• _Stated exercise_:
Which lines in the records below contain the word "that"? Copy each one out.

• _Supplied data_:
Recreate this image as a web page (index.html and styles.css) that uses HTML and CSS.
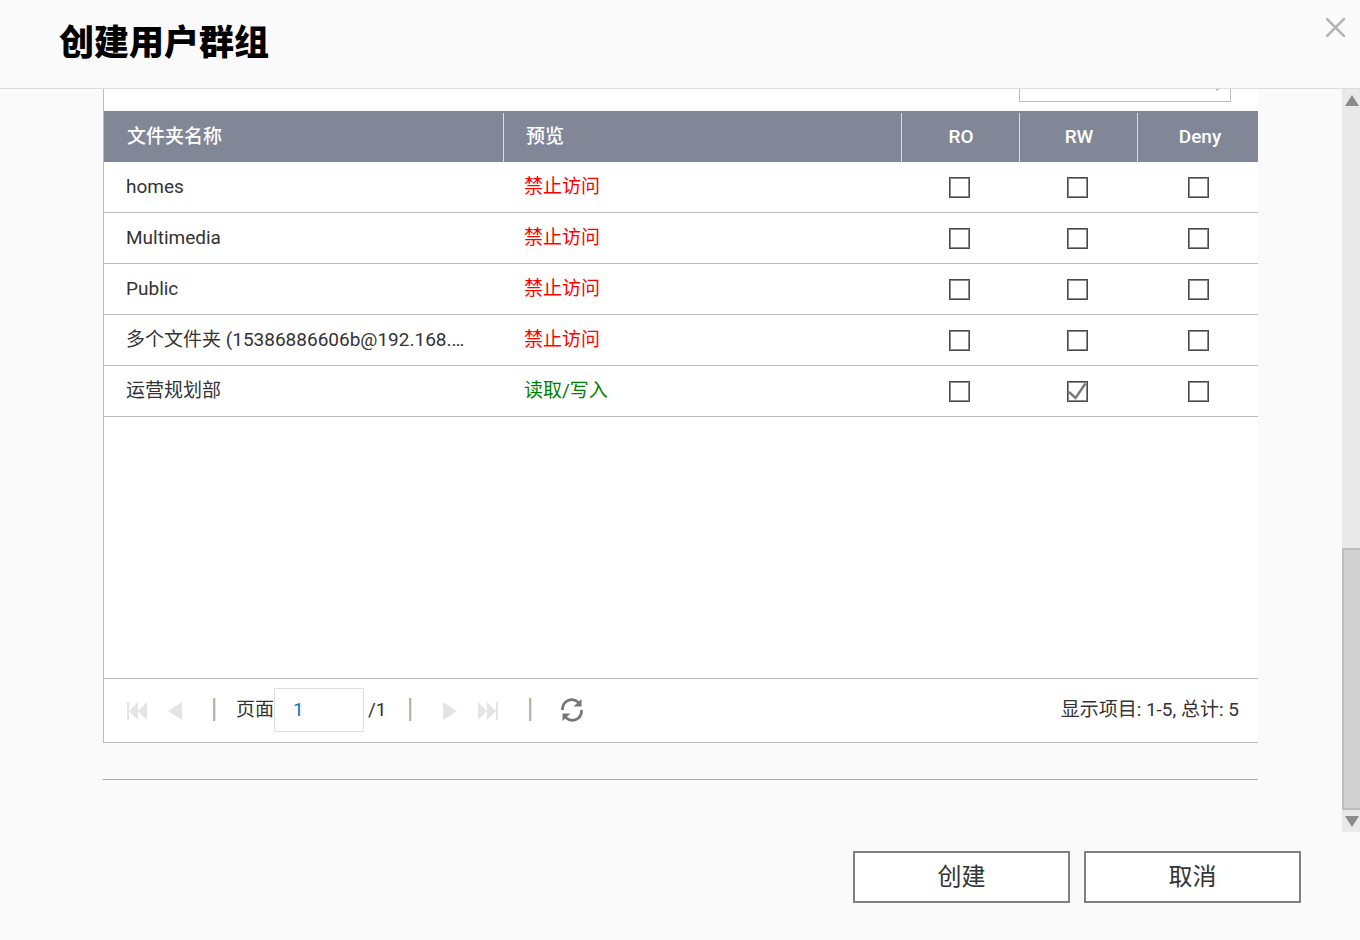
FILE: index.html
```html
<!DOCTYPE html>
<html lang="zh-CN">
<head>
<meta charset="utf-8">
<title>创建用户群组</title>
<link rel="stylesheet" href="styles.css">
</head>
<body>
<div class="dialog">
  <header class="dialog-header">
    <h1 class="dialog-title">创建用户群组</h1>
    <button class="close" type="button" aria-label="关闭">
      <svg width="19" height="19" viewBox="0 0 19 19"><path d="M0 0 19 19M19 0 0 19" stroke="#b4b4b4" stroke-width="2.600" fill="none"/></svg>
    </button>
  </header>
  <div class="viewport">
    <main class="content">
      <section class="panel">
        <div class="toolbar">
          <div class="search">
            <input class="search-input" type="text" aria-label="搜索">
            <svg class="search-icon" width="20" height="20" viewBox="0 0 20 20"><path d="M11 13l4 6" stroke="#b0b0b0" stroke-width="3"/><circle cx="8" cy="8" r="6" stroke="#b0b0b0" stroke-width="2" fill="none"/></svg>
          </div>
        </div>
        <div class="grid-body">
          <table class="grid">
            <colgroup><col class="col-name"><col><col class="col-check"><col class="col-check"><col class="col-deny"></colgroup>
            <thead>
              <tr><th>文件夹名称</th><th>预览</th><th class="check">RO</th><th class="check">RW</th><th class="check">Deny</th></tr>
            </thead>
            <tbody>
              <tr><td>homes</td><td class="denied">禁止访问</td><td class="check"><input type="checkbox" aria-label="homes RO"></td><td class="check"><input type="checkbox" aria-label="homes RW"></td><td class="check"><input type="checkbox" aria-label="homes Deny"></td></tr>
              <tr><td>Multimedia</td><td class="denied">禁止访问</td><td class="check"><input type="checkbox" aria-label="Multimedia RO"></td><td class="check"><input type="checkbox" aria-label="Multimedia RW"></td><td class="check"><input type="checkbox" aria-label="Multimedia Deny"></td></tr>
              <tr><td>Public</td><td class="denied">禁止访问</td><td class="check"><input type="checkbox" aria-label="Public RO"></td><td class="check"><input type="checkbox" aria-label="Public RW"></td><td class="check"><input type="checkbox" aria-label="Public Deny"></td></tr>
              <tr><td>多个文件夹 (15386886606b@192.168.…</td><td class="denied">禁止访问</td><td class="check"><input type="checkbox" aria-label="多个文件夹 RO"></td><td class="check"><input type="checkbox" aria-label="多个文件夹 RW"></td><td class="check"><input type="checkbox" aria-label="多个文件夹 Deny"></td></tr>
              <tr><td>运营规划部</td><td class="allowed">读取/写入</td><td class="check"><input type="checkbox" aria-label="运营规划部 RO"></td><td class="check"><span class="ticked"><input type="checkbox" checked aria-label="运营规划部 RW"><svg class="tick" width="21" height="21" viewBox="0 0 21 21"><path d="M2 11L8.500 17L18.500 2.500" fill="none" stroke="#777" stroke-width="2.400"/></svg></span></td><td class="check"><input type="checkbox" aria-label="运营规划部 Deny"></td></tr>
            </tbody>
          </table>
        </div>
        <div class="pager">
          <div class="pager-group">
            <button type="button" class="nav" aria-label="首页"><svg width="20" height="18" viewBox="0 0 20 18"><path d="M0 0h2v18H0zM11 0v18L2 9zM20 0v18l-9-9z" fill="#e4e4e4"/></svg></button>
            <button type="button" class="nav" aria-label="上一页"><svg width="14" height="18" viewBox="0 0 14 18"><path d="M14 0v18L0 9z" fill="#e4e4e4"/></svg></button>
          </div>
          <span class="sep"></span>
          <div class="page-field">
            <label for="page">页面</label>
            <input id="page" class="page-input" type="text" value="1">
            <span class="page-total">/1</span>
          </div>
          <span class="sep"></span>
          <div class="pager-group">
            <button type="button" class="nav" aria-label="下一页"><svg width="14" height="18" viewBox="0 0 14 18"><path d="M0 0v18l14-9z" fill="#e4e4e4"/></svg></button>
            <button type="button" class="nav" aria-label="末页"><svg width="20" height="18" viewBox="0 0 20 18"><path d="M18 0h2v18h-2zM0 0v18l9-9zM9 0v18l9-9z" fill="#e4e4e4"/></svg></button>
          </div>
          <span class="sep"></span>
          <button type="button" class="nav refresh" aria-label="刷新"><svg width="22" height="24" viewBox="0 0 22 24"><g fill="none" stroke="#777" stroke-width="2.800"><path d="M1.400 12C1.400 2 11-1 17.500 4.500"/><path d="M20.600 12C20.600 22 11 25 4.500 19.500"/></g><path d="M20.500 1v7.500h-8zM1.500 23v-7.500h8z" fill="#777"/></svg></button>
          <span class="summary">显示项目: 1-5, 总计: 5</span>
        </div>
      </section>
      <hr class="rule">
    </main>
    <div class="scrollbar" aria-hidden="true">
      <div class="arrow"><svg width="14" height="11" viewBox="0 0 14 11"><path d="M7 0l7 11H0z" fill="#8a8a8a"/></svg></div>
      <div class="track"></div>
      <div class="thumb"></div>
      <div class="arrow"><svg width="14" height="11" viewBox="0 0 14 11"><path d="M7 11L0 0h14z" fill="#8a8a8a"/></svg></div>
    </div>
  </div>
  <footer class="dialog-footer">
    <button class="action" type="button">创建</button>
    <button class="action" type="button">取消</button>
  </footer>
</div>
</body>
</html>
```
FILE: styles.css
```css
* { box-sizing: border-box; }
body {
  margin: 0;
  background: #fafafa;
  color: #333;
  font: 19px/26px Roboto, "Noto Sans CJK SC", sans-serif;
}
button, input { font: inherit; color: inherit; margin: 0; }
svg { display: block; }

.dialog { display: flex; flex-direction: column; height: 100vh; }
.dialog-header {
  display: flex;
  justify-content: space-between;
  align-items: flex-start;
  padding: 18px 15px 18px 59px;
  border-bottom: 1px solid #ddd;
}
.dialog-title { margin: 0; font-size: 35px; line-height: 52px; font-weight: 900; color: #000; }
.close { padding: 0; border: 0; background: none; cursor: pointer; }

.viewport { display: flex; flex: 1; min-height: 0; }
.content { flex: 1; min-width: 0; overflow: hidden; padding: 0 84px 0 103px; }
.panel { background: #fff; border-left: 1px solid #bcbcbc; border-bottom: 1px solid #bcbcbc; }

.toolbar {
  display: flex;
  justify-content: flex-end;
  align-items: flex-end;
  height: 22px;
  padding: 0 27px 9px 0;
  overflow: hidden;
}
.search { position: relative; }
.search-input { display: block; width: 212px; height: 44px; padding: 0 36px 0 12px; border: 1px solid #bcbcbc; background: #fff; }
.search-icon { position: absolute; right: 8px; top: 13px; }

.grid-body { min-height: 567px; }
.grid { width: 100%; table-layout: fixed; border-collapse: separate; border-spacing: 0; }
.col-name { width: 400px; }
.col-check { width: 118px; }
.col-deny { width: 120px; }
.grid th, .grid td { height: 51px; text-align: left; white-space: nowrap; overflow: hidden; }
.grid th {
  padding: 0 22px 0 23px;
  color: #fff;
  font-weight: 500;
  background: linear-gradient(#dcdde3, #dcdde3) right bottom / 1px 49px no-repeat #818797;
}
.grid th + th { padding-left: 22px; }
.grid th:last-child { background: #818797; }
.grid td { padding: 0 22px; border-bottom: 1px solid #bcbcbc; }
.grid td + td { padding-left: 20px; }
.grid th.check { padding: 0; text-align: center; }
.grid td.check { padding: 0 4px 0 0; text-align: center; }
.grid th.check:last-child { padding-left: 4px; }
.grid td.check:last-child { padding: 0; }
.grid .denied { color: #f00; }
.grid .allowed { color: #008000; }
.grid input {
  appearance: none;
  display: block;
  width: 21px;
  height: 21px;
  margin: 0 auto;
  border: 1px solid #4a4a4a;
  background: #fff;
  box-shadow: inset 0 0 0 1px #8a8a8a;
}
.ticked { display: block; position: relative; width: 21px; margin: 0 auto; }
.tick { position: absolute; left: 0; top: 0; pointer-events: none; }

.pager { display: flex; align-items: center; height: 64px; padding: 0 19px 2px 23px; border-top: 1px solid #bcbcbc; }
.pager-group { display: flex; gap: 21px; padding-top: 2px; }
.nav { padding: 0; border: 0; background: none; cursor: pointer; }
.sep { width: 3px; height: 23px; margin: 0 20px 0 31px; border-left: 2px solid #b9b7a7; border-right: 1px solid #e6e4da; }
.page-field { display: flex; align-items: center; margin-right: -9px; }
.page-input { width: 90px; height: 44px; padding: 0 18px; border: 1px solid #e0e0e0; background: #fff; color: #0077c8; }
.page-total { margin-left: 4px; }
.page-field + .sep { margin-right: 31px; }
.refresh { margin-left: 9px; }
.summary { margin-left: auto; }

.rule { height: 1px; margin: 36px 0 0; border: 0; background: #a8a8a8; }

.scrollbar { display: flex; flex-direction: column; width: 18px; background: #e9e9e9; }
.arrow { display: flex; align-items: center; justify-content: flex-end; height: 22px; padding-right: 1px; }
.track { flex: 436 0 2px; }
.thumb { flex: 259 0 0px; border: solid #bcbcbc; border-width: 2px 0 2px 2px; background: #d0d0d0; }

.dialog-footer { display: flex; justify-content: flex-end; gap: 14px; padding: 19px 59px 37px; }
.action { width: 217px; height: 52px; padding: 0; border: 2px solid #808080; background: #fff; font-size: 24px; line-height: 36px; cursor: pointer; }
```
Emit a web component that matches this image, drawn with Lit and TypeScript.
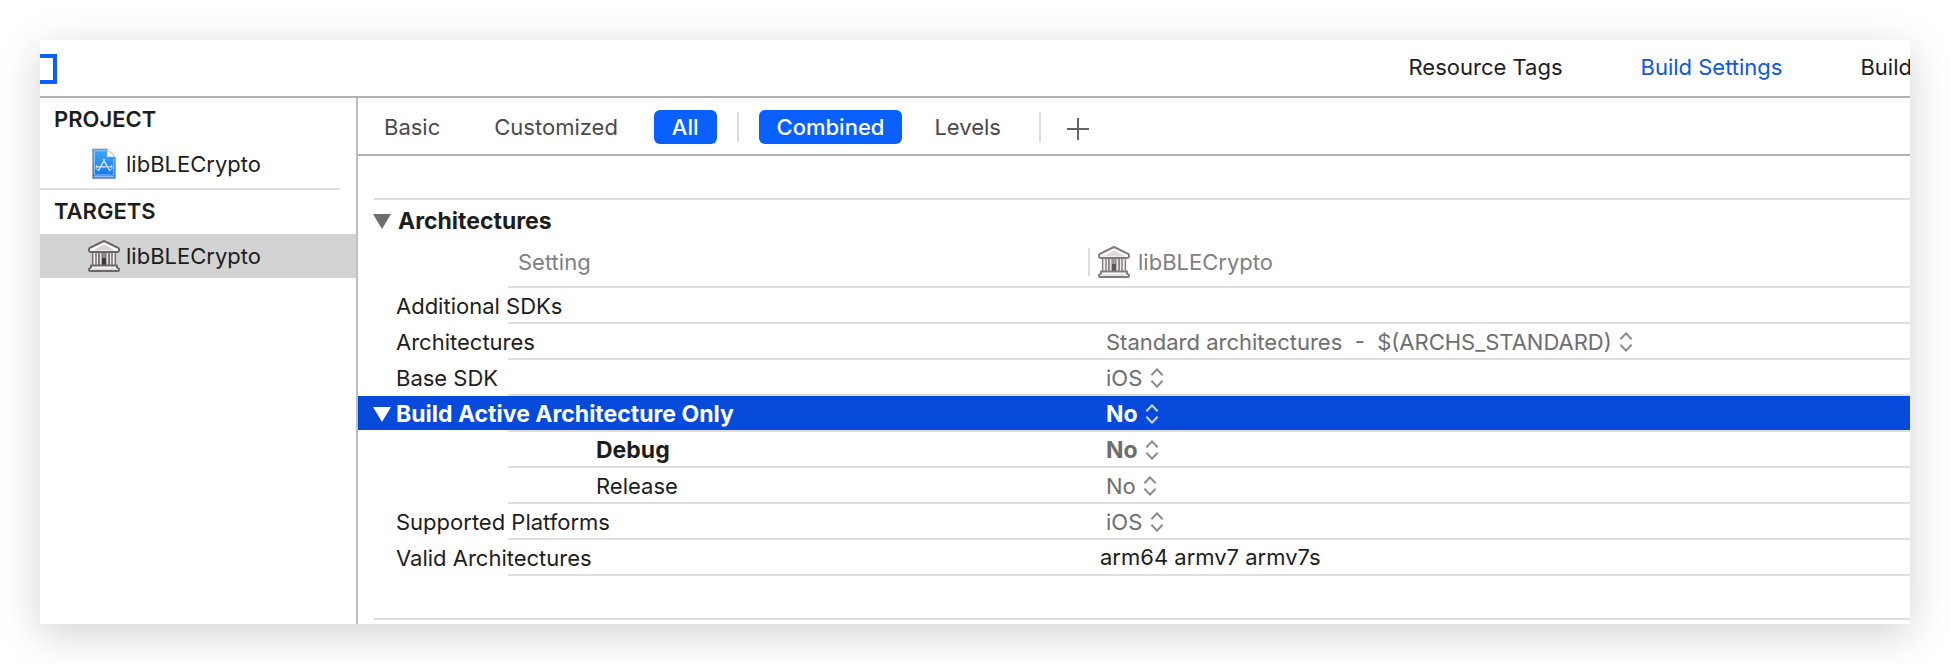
import { LitElement, html, css, svg, nothing } from "lit";
import { customElement, property, state } from "lit/decorators.js";
import { classMap } from "lit/directives/class-map.js";

const libraryIcon = html`<svg class="lib-icon" width="32" height="32" viewBox="0 0 32 32" aria-hidden="true">
  <rect x="4" y="11" width="24" height="15" fill="#eee9ea"></rect>
  <rect x="10" y="11" width="12" height="15" fill="#8d8485"></rect>
  <rect x="14" y="18" width="4" height="8" fill="#3c3939"></rect>
  ${[4.6, 8, 11, 21, 24, 27.4].map(
    (x) => svg`<path d="M${x} 11.5V26" stroke="#6f6768" stroke-width="1.4"></path>`
  )}
  <path d="M12.6 13V26M19.4 13V26" stroke="#e4dcde" stroke-width="1.6"></path>
  <path d="M16 1 30.6 8.2Q31 8.5 31 9.2V10.6Q31 12 29.6 12H2.4Q1 12 1 10.6V9.2Q1 8.5 1.4 8.2Z" fill="#fff" stroke="#6b6667" stroke-width="2" stroke-linejoin="round"></path>
  <path d="M16 4.2 27 10.6H5Z" fill="#d9d3d5"></path>
  <path d="M3 25.5H29V27.6L31 28.8V30Q31 31 30 31H2Q1 31 1 30V28.8L3 27.6Z" fill="#fff" stroke="#6b6667" stroke-width="2" stroke-linejoin="round"></path>
  <path d="M3 29H29" stroke="#d9d3d5" stroke-width="1.4"></path>
</svg>`;

const projectIcon = html`<svg class="proj-icon" width="24" height="32" viewBox="0 0 24 32" aria-hidden="true">
  <defs>
    <linearGradient id="sheet" x1="0" y1="0" x2="0" y2="1">
      <stop offset="0" stop-color="#3fa9f5"></stop>
      <stop offset="1" stop-color="#1470fa"></stop>
    </linearGradient>
  </defs>
  <path d="M.7 1H15L23.3 9V30.6H.7Z" fill="url(#sheet)" stroke="#8d9299" stroke-width=".8"></path>
  <path d="M2.4 2.8H13.6M21.6 11V27H2.4V2.8" fill="none" stroke="#a9d5ff" stroke-width=".8"></path>
  <path d="M2 28.8H22" stroke="#cfe4ff" stroke-width=".9"></path>
  <path d="M15 1V9H23.3Z" fill="#f4f6f8" stroke="#a5abb2" stroke-width=".6"></path>
  <g fill="none" stroke="#c4e2ff" stroke-width="1.5" stroke-linecap="round">
    <path d="M12.6 11.5 6.6 22.4M11.4 11.5 17.6 22.4M4.5 18.8H14M17.5 18.8H19.5"></path>
    <path d="M4.4 17.2 4.2 20.5 6 22.6M19.6 17.2 20 20.4 18.2 22.6" stroke-width="1"></path>
  </g>
</svg>`;

const stepperIcon = html`<svg class="stepper" width="14" height="20" viewBox="0 0 14 20" aria-hidden="true">
  <path d="M1.4 7.2 7 1.4 12.6 7.2M1.4 12.8 7 18.6 12.6 12.8" fill="none" stroke="currentColor" stroke-width="2"></path>
</svg>`;

const disclosureIcon = html`<svg class="triangle" width="18" height="15" viewBox="0 0 18 15" aria-hidden="true">
  <path d="M0 0H18L9 15Z" fill="currentColor"></path>
</svg>`;

interface Setting {
  name: string;
  value?: string;
  kind?: "choice" | "text";
  strong?: boolean;
  child?: boolean;
  open?: boolean;
}

const SETTINGS: Setting[] = [
  { name: "Additional SDKs" },
  {
    name: "Architectures",
    value: "Standard architectures\u00a0 -\u00a0 $(ARCHS_STANDARD)",
    kind: "choice",
  },
  { name: "Base SDK", value: "iOS", kind: "choice" },
  { name: "Build Active Architecture Only", value: "No", kind: "choice", strong: true, open: true },
  { name: "Debug", value: "No", kind: "choice", strong: true, child: true },
  { name: "Release", value: "No", kind: "choice", child: true },
  { name: "Supported Platforms", value: "iOS", kind: "choice" },
  { name: "Valid Architectures", value: "arm64 armv7 armv7s", kind: "text" },
];

const shared = css`
  * {
    box-sizing: border-box;
  }
  button,
  select,
  input {
    font: inherit;
    color: inherit;
    margin: 0;
    padding: 0;
    border: 0;
    background: none;
    appearance: none;
    outline: none;
  }
  svg {
    display: block;
    flex: none;
  }
`;

@customElement("target-sidebar")
export class TargetSidebar extends LitElement {
  static styles = [
    shared,
    css`
      :host {
        display: block;
        border-right: 2px solid #bfbfbf;
      }
      .heading {
        margin: 0;
        padding-left: 14px;
        font-size: 22px;
        font-weight: 600;
        line-height: 42px;
      }
      .item {
        display: flex;
        align-items: center;
        gap: 6px;
        width: 100%;
        height: 44px;
        margin: 2px 0;
        padding-left: 48px;
        text-align: left;
      }
      .item.on {
        background: #d3d3d3;
      }
      .slot {
        display: flex;
        justify-content: center;
        width: 32px;
      }
      .rule {
        height: 2px;
        margin: 0 16px 0 0;
        border: 0;
        background: #dfdfdf;
      }
    `,
  ];

  render() {
    return html`
      <h2 class="heading">PROJECT</h2>
      <button class="item"><span class="slot">${projectIcon}</span>libBLECrypto</button>
      <hr class="rule" />
      <h2 class="heading">TARGETS</h2>
      <button class="item on"><span class="slot">${libraryIcon}</span>libBLECrypto</button>
    `;
  }
}

@customElement("filter-bar")
export class FilterBar extends LitElement {
  @state() private scope = "All";
  @state() private view = "Combined";

  static styles = [
    shared,
    css`
      :host {
        display: flex;
        align-items: center;
        box-sizing: border-box;
        height: 58px;
        padding: 2px 8px 0;
        border-bottom: 2px solid #b2b2b2;
        color: #4a4a4a;
      }
      .pill {
        height: 34px;
        padding: 0 18px;
        border-radius: 6px;
      }
      .pill.on {
        background: #0a60ff;
        color: #fff;
        font-weight: 500;
      }
      .group {
        display: flex;
        gap: 18px;
      }
      .group.views {
        gap: 14px;
      }
      .bar {
        width: 2px;
        height: 30px;
        margin: 0 20px;
        background: #dcdcdc;
      }
      .add {
        padding: 4px 6px 0;
        color: #666;
      }
    `,
  ];

  private pill(label: string, current: string, pick: (v: string) => void) {
    return html`<button
      class=${classMap({ pill: true, on: label === current })}
      aria-pressed=${label === current}
      @click=${() => pick(label)}
    >${label}</button>`;
  }

  render() {
    return html`
      <div class="group">
        ${["Basic", "Customized", "All"].map((l) => this.pill(l, this.scope, (v) => (this.scope = v)))}
      </div>
      <span class="bar"></span>
      <div class="group views">
        ${["Combined", "Levels"].map((l) => this.pill(l, this.view, (v) => (this.view = v)))}
      </div>
      <span class="bar"></span>
      <button class="add" aria-label="Add">
        <svg width="22" height="22" viewBox="0 0 22 22"><path d="M11 0V22M0 11H22" stroke="currentColor" stroke-width="2"></path></svg>
      </button>
    `;
  }
}

@customElement("settings-table")
export class SettingsTable extends LitElement {
  @property({ attribute: false }) rows: Setting[] = [];

  static styles = [
    shared,
    css`
      :host {
        display: block;
        padding-top: 42px;
      }
      .section {
        display: flex;
        align-items: center;
        gap: 7px;
        height: 48px;
        margin-left: 15px;
        padding-bottom: 2px;
        background: linear-gradient(#dfdfdf, #dfdfdf) 1px 0 / 100% 2px no-repeat;
      }
      .section .triangle {
        color: #6e6e6e;
      }
      .title {
        margin: 0;
        font-size: 23px;
        font-weight: 700;
      }
      .grid,
      .grid thead,
      .grid tbody {
        display: block;
      }
      .row {
        display: grid;
        grid-template-columns: 730px minmax(0, 1fr);
        align-items: center;
        height: 36px;
        background: linear-gradient(#dfdfdf, #dfdfdf) 150px 100% / 100% 2px no-repeat;
      }
      .row.head {
        height: 42px;
        padding-bottom: 10px;
        color: #808080;
      }
      .row.on {
        background:
          linear-gradient(#dfdfdf, #dfdfdf) 150px 100% / 100% 2px no-repeat,
          linear-gradient(#064adb, #064adb) 0 0 / 100% 34px no-repeat;
        color: #fff;
      }
      .name,
      .value {
        display: flex;
        align-items: center;
        padding: 0;
        font-weight: 400;
        text-align: left;
        white-space: nowrap;
      }
      .name {
        padding-left: 38px;
      }
      .head .name {
        padding-left: 160px;
      }
      .child .name {
        padding-left: 238px;
      }
      .open .name {
        gap: 5px;
        padding-left: 15px;
      }
      .strong .name,
      .strong .value {
        font-size: 23px;
        font-weight: 700;
      }
      .value {
        gap: 7px;
        padding-left: 18px;
        color: #6e6e6e;
      }
      .on .value {
        color: #fff;
      }
      .value.text {
        padding-left: 12px;
        padding-bottom: 2px;
        color: #1d1d1d;
      }
      .head .value {
        gap: 8px;
        padding-left: 8px;
        border-left: 2px solid #dcdcdc;
        height: 28px;
        color: #808080;
      }
      .value .stepper {
        opacity: 0.8;
      }
      .value .lib-icon {
        opacity: 0.85;
      }
      .end {
        height: 2px;
        margin: 42px 0 4px 16px;
        border: 0;
        background: #dfdfdf;
      }
    `,
  ];

  private row(s: Setting, i: number) {
    const id = `setting-${i}`;
    return html`<tr
      class=${classMap({ row: true, on: !!s.open, open: !!s.open, strong: !!s.strong, child: !!s.child })}
    >
      <th class="name" scope="row">
        ${s.open ? disclosureIcon : nothing}<label for=${id}>${s.name}</label>
      </th>
      <td class=${classMap({ value: true, text: s.kind === "text" })}>
        ${s.kind === "choice"
          ? html`<select id=${id}><option>${s.value}</option></select>${stepperIcon}`
          : html`<input id=${id} type="text" .value=${s.value ?? ""} />`}
      </td>
    </tr>`;
  }

  render() {
    return html`
      <div class="section">
        ${disclosureIcon}
        <h3 class="title">Architectures</h3>
      </div>
      <table class="grid">
        <thead>
          <tr class="row head">
            <th class="name" scope="col">Setting</th>
            <th class="value" scope="col">${libraryIcon}libBLECrypto</th>
          </tr>
        </thead>
        <tbody>
          ${this.rows.map((s, i) => this.row(s, i))}
        </tbody>
      </table>
      <hr class="end" />
    `;
  }
}

@customElement("app-root")
export class AppRoot extends LitElement {
  static styles = [
    shared,
    css`
      :host {
        display: block;
        padding: 40px;
        overflow: hidden;
        background: #fff;
        color: #1d1d1d;
        font-family: Inter, "Liberation Sans", sans-serif;
        font-size: 22px;
        line-height: 28px;
      }
      .panel {
        background: #fff;
        box-shadow: 0 10px 40px rgba(0, 0, 0, 0.18);
      }
      .top {
        display: flex;
        align-items: center;
        justify-content: space-between;
        height: 58px;
        padding-top: 2px;
        overflow: hidden;
        border-bottom: 2px solid #b2b2b2;
      }
      .toggle {
        width: 17px;
        height: 30px;
        border: 4px solid #0a60ff;
        border-left: 0;
      }
      .tabs {
        display: flex;
        gap: 78px;
        margin-right: -2px;
        padding-bottom: 4px;
        white-space: nowrap;
      }
      .tab {
        color: inherit;
        text-decoration: none;
      }
      .tab.on {
        color: #0f57dd;
      }
      .body {
        display: grid;
        grid-template-columns: 318px minmax(0, 1fr);
      }
    `,
  ];

  render() {
    return html`
      <main class="panel">
        <header class="top">
          <button class="toggle" aria-label="Toggle target list"></button>
          <nav class="tabs">
            <a class="tab" href="#tags">Resource Tags</a>
            <a class="tab on" href="#settings" aria-current="page">Build Settings</a>
            <a class="tab" href="#build">Build</a>
          </nav>
        </header>
        <div class="body">
          <target-sidebar></target-sidebar>
          <section>
            <filter-bar></filter-bar>
            <settings-table .rows=${SETTINGS}></settings-table>
          </section>
        </div>
      </main>
    `;
  }
}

• _Answer below_:
Recreate this image as a web page (index.html and styles.css) that uses HTML and CSS.
Emit a web component that matches this image, drawn with Lit and TypeScript.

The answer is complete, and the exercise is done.